**What you will do**
Make an exact copy of the lines, leaving the pictures out.
********
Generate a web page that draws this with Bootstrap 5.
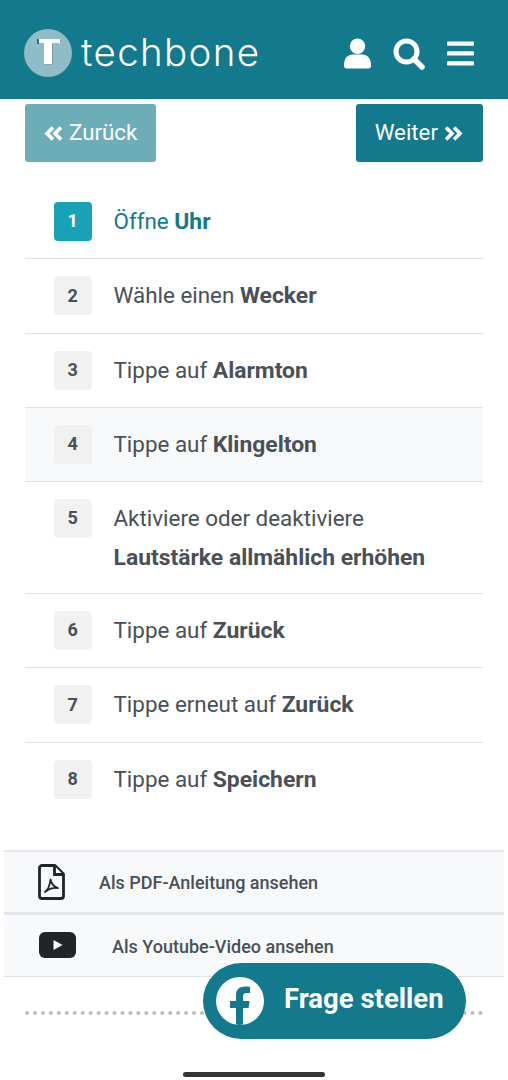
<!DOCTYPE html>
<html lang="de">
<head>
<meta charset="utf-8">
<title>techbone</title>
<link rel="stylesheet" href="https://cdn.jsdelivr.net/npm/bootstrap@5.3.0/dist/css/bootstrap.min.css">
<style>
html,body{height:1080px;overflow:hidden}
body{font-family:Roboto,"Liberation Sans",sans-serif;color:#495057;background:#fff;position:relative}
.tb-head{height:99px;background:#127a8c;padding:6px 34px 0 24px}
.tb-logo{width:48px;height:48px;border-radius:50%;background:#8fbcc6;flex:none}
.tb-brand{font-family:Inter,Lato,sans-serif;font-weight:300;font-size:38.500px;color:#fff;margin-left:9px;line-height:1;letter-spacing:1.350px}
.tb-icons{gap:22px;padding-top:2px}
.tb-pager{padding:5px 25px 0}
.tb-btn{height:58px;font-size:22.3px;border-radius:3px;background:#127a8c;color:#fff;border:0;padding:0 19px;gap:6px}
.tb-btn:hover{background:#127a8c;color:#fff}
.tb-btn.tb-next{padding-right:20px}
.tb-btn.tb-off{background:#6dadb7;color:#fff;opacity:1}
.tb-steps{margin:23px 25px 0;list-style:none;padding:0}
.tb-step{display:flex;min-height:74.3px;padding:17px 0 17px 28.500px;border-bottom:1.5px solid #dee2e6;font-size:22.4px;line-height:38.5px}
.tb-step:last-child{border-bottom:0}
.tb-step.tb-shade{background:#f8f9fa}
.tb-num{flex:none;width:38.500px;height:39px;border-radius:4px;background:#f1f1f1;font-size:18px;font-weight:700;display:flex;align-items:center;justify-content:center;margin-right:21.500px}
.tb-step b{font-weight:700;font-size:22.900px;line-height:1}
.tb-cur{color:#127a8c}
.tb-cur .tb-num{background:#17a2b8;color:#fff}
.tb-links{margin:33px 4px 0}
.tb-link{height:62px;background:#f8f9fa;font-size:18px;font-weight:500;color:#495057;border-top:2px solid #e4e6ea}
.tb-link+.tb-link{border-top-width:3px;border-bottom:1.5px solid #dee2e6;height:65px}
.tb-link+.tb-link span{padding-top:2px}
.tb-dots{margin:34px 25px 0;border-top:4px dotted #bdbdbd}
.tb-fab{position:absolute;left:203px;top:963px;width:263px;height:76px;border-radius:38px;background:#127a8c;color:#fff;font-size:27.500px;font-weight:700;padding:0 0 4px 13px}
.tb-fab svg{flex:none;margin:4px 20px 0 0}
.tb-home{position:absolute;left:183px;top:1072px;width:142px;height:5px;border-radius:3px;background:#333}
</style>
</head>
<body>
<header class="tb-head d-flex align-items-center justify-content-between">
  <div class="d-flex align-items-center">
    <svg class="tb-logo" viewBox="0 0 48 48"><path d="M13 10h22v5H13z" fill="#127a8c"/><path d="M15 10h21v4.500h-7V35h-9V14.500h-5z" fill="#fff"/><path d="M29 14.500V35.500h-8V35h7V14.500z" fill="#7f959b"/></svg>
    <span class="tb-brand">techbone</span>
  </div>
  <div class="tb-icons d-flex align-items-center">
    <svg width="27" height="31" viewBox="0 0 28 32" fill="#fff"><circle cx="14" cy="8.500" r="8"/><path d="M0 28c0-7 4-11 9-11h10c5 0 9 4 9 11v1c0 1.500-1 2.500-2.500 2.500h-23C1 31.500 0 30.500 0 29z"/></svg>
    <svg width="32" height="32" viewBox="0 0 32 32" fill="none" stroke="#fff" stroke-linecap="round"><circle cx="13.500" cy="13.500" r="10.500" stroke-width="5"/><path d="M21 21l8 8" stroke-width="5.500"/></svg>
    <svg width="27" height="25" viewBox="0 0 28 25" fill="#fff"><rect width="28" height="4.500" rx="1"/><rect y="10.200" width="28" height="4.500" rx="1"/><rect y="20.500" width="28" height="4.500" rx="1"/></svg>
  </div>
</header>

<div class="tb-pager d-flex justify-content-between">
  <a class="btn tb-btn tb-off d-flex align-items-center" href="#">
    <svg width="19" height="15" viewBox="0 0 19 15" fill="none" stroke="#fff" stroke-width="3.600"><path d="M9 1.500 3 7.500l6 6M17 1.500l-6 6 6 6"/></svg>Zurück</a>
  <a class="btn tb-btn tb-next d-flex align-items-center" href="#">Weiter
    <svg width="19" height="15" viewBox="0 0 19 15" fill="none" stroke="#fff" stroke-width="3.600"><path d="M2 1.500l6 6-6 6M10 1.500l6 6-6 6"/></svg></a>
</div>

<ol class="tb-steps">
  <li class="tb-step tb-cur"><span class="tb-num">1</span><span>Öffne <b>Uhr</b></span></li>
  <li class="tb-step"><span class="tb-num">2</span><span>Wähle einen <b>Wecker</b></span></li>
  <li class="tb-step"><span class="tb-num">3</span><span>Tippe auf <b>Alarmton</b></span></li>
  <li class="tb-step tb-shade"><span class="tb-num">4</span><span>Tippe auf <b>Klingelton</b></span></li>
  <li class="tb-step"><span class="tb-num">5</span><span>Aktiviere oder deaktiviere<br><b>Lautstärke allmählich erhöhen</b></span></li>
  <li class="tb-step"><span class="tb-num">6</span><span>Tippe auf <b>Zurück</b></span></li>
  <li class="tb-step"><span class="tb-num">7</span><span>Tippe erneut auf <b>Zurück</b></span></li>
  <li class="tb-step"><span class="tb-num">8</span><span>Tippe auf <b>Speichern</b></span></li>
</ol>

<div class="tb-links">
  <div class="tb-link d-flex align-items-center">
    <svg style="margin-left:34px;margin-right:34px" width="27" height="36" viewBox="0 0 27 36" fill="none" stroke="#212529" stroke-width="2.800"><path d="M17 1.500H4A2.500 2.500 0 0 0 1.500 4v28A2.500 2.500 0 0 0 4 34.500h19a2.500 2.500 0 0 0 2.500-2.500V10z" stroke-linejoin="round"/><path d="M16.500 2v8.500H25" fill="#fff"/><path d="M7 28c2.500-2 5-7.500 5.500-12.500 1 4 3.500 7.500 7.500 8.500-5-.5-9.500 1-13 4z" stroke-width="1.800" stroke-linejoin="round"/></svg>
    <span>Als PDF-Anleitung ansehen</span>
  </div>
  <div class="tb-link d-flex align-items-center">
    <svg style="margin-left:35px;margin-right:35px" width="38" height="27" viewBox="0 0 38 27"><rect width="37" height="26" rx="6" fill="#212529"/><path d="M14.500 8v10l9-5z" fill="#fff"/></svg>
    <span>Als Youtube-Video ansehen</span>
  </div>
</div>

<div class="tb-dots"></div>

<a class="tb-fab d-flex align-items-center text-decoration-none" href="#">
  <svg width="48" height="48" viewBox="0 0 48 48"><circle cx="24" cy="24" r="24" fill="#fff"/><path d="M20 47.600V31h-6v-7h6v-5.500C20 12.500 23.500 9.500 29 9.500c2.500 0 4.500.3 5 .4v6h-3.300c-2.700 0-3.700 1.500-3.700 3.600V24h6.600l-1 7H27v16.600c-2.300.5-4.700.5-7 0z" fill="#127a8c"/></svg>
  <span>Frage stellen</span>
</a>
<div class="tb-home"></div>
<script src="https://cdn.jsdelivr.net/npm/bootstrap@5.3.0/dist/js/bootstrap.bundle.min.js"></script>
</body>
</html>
********
**Written response**
Generate a web page that draws this with Bootstrap 5.
<!DOCTYPE html>
<html lang="de">
<head>
<meta charset="utf-8">
<title>techbone</title>
<link rel="stylesheet" href="https://cdn.jsdelivr.net/npm/bootstrap@5.3.0/dist/css/bootstrap.min.css">
<style>
html,body{height:1080px;overflow:hidden}
body{font-family:Roboto,"Liberation Sans",sans-serif;color:#495057;background:#fff;position:relative}
.tb-head{height:99px;background:#127a8c;padding:6px 34px 0 24px}
.tb-logo{width:48px;height:48px;border-radius:50%;background:#8fbcc6;flex:none}
.tb-brand{font-family:Inter,Lato,sans-serif;font-weight:300;font-size:38.500px;color:#fff;margin-left:9px;line-height:1;letter-spacing:1.350px}
.tb-icons{gap:22px;padding-top:2px}
.tb-pager{padding:5px 25px 0}
.tb-btn{height:58px;font-size:22.3px;border-radius:3px;background:#127a8c;color:#fff;border:0;padding:0 19px;gap:6px}
.tb-btn:hover{background:#127a8c;color:#fff}
.tb-btn.tb-next{padding-right:20px}
.tb-btn.tb-off{background:#6dadb7;color:#fff;opacity:1}
.tb-steps{margin:23px 25px 0;list-style:none;padding:0}
.tb-step{display:flex;min-height:74.3px;padding:17px 0 17px 28.500px;border-bottom:1.5px solid #dee2e6;font-size:22.4px;line-height:38.5px}
.tb-step:last-child{border-bottom:0}
.tb-step.tb-shade{background:#f8f9fa}
.tb-num{flex:none;width:38.500px;height:39px;border-radius:4px;background:#f1f1f1;font-size:18px;font-weight:700;display:flex;align-items:center;justify-content:center;margin-right:21.500px}
.tb-step b{font-weight:700;font-size:22.900px;line-height:1}
.tb-cur{color:#127a8c}
.tb-cur .tb-num{background:#17a2b8;color:#fff}
.tb-links{margin:33px 4px 0}
.tb-link{height:62px;background:#f8f9fa;font-size:18px;font-weight:500;color:#495057;border-top:2px solid #e4e6ea}
.tb-link+.tb-link{border-top-width:3px;border-bottom:1.5px solid #dee2e6;height:65px}
.tb-link+.tb-link span{padding-top:2px}
.tb-dots{margin:34px 25px 0;border-top:4px dotted #bdbdbd}
.tb-fab{position:absolute;left:203px;top:963px;width:263px;height:76px;border-radius:38px;background:#127a8c;color:#fff;font-size:27.500px;font-weight:700;padding:0 0 4px 13px}
.tb-fab svg{flex:none;margin:4px 20px 0 0}
.tb-home{position:absolute;left:183px;top:1072px;width:142px;height:5px;border-radius:3px;background:#333}
</style>
</head>
<body>
<header class="tb-head d-flex align-items-center justify-content-between">
  <div class="d-flex align-items-center">
    <svg class="tb-logo" viewBox="0 0 48 48"><path d="M13 10h22v5H13z" fill="#127a8c"/><path d="M15 10h21v4.500h-7V35h-9V14.500h-5z" fill="#fff"/><path d="M29 14.500V35.500h-8V35h7V14.500z" fill="#7f959b"/></svg>
    <span class="tb-brand">techbone</span>
  </div>
  <div class="tb-icons d-flex align-items-center">
    <svg width="27" height="31" viewBox="0 0 28 32" fill="#fff"><circle cx="14" cy="8.500" r="8"/><path d="M0 28c0-7 4-11 9-11h10c5 0 9 4 9 11v1c0 1.500-1 2.500-2.500 2.500h-23C1 31.500 0 30.500 0 29z"/></svg>
    <svg width="32" height="32" viewBox="0 0 32 32" fill="none" stroke="#fff" stroke-linecap="round"><circle cx="13.500" cy="13.500" r="10.500" stroke-width="5"/><path d="M21 21l8 8" stroke-width="5.500"/></svg>
    <svg width="27" height="25" viewBox="0 0 28 25" fill="#fff"><rect width="28" height="4.500" rx="1"/><rect y="10.200" width="28" height="4.500" rx="1"/><rect y="20.500" width="28" height="4.500" rx="1"/></svg>
  </div>
</header>

<div class="tb-pager d-flex justify-content-between">
  <a class="btn tb-btn tb-off d-flex align-items-center" href="#">
    <svg width="19" height="15" viewBox="0 0 19 15" fill="none" stroke="#fff" stroke-width="3.600"><path d="M9 1.500 3 7.500l6 6M17 1.500l-6 6 6 6"/></svg>Zurück</a>
  <a class="btn tb-btn tb-next d-flex align-items-center" href="#">Weiter
    <svg width="19" height="15" viewBox="0 0 19 15" fill="none" stroke="#fff" stroke-width="3.600"><path d="M2 1.500l6 6-6 6M10 1.500l6 6-6 6"/></svg></a>
</div>

<ol class="tb-steps">
  <li class="tb-step tb-cur"><span class="tb-num">1</span><span>Öffne <b>Uhr</b></span></li>
  <li class="tb-step"><span class="tb-num">2</span><span>Wähle einen <b>Wecker</b></span></li>
  <li class="tb-step"><span class="tb-num">3</span><span>Tippe auf <b>Alarmton</b></span></li>
  <li class="tb-step tb-shade"><span class="tb-num">4</span><span>Tippe auf <b>Klingelton</b></span></li>
  <li class="tb-step"><span class="tb-num">5</span><span>Aktiviere oder deaktiviere<br><b>Lautstärke allmählich erhöhen</b></span></li>
  <li class="tb-step"><span class="tb-num">6</span><span>Tippe auf <b>Zurück</b></span></li>
  <li class="tb-step"><span class="tb-num">7</span><span>Tippe erneut auf <b>Zurück</b></span></li>
  <li class="tb-step"><span class="tb-num">8</span><span>Tippe auf <b>Speichern</b></span></li>
</ol>

<div class="tb-links">
  <div class="tb-link d-flex align-items-center">
    <svg style="margin-left:34px;margin-right:34px" width="27" height="36" viewBox="0 0 27 36" fill="none" stroke="#212529" stroke-width="2.800"><path d="M17 1.500H4A2.500 2.500 0 0 0 1.500 4v28A2.500 2.500 0 0 0 4 34.500h19a2.500 2.500 0 0 0 2.500-2.500V10z" stroke-linejoin="round"/><path d="M16.500 2v8.500H25" fill="#fff"/><path d="M7 28c2.500-2 5-7.500 5.500-12.500 1 4 3.500 7.500 7.500 8.500-5-.5-9.500 1-13 4z" stroke-width="1.800" stroke-linejoin="round"/></svg>
    <span>Als PDF-Anleitung ansehen</span>
  </div>
  <div class="tb-link d-flex align-items-center">
    <svg style="margin-left:35px;margin-right:35px" width="38" height="27" viewBox="0 0 38 27"><rect width="37" height="26" rx="6" fill="#212529"/><path d="M14.500 8v10l9-5z" fill="#fff"/></svg>
    <span>Als Youtube-Video ansehen</span>
  </div>
</div>

<div class="tb-dots"></div>

<a class="tb-fab d-flex align-items-center text-decoration-none" href="#">
  <svg width="48" height="48" viewBox="0 0 48 48"><circle cx="24" cy="24" r="24" fill="#fff"/><path d="M20 47.600V31h-6v-7h6v-5.500C20 12.500 23.500 9.500 29 9.500c2.500 0 4.500.3 5 .4v6h-3.300c-2.700 0-3.700 1.500-3.700 3.600V24h6.600l-1 7H27v16.600c-2.300.5-4.700.5-7 0z" fill="#127a8c"/></svg>
  <span>Frage stellen</span>
</a>
<div class="tb-home"></div>
<script src="https://cdn.jsdelivr.net/npm/bootstrap@5.3.0/dist/js/bootstrap.bundle.min.js"></script>
</body>
</html>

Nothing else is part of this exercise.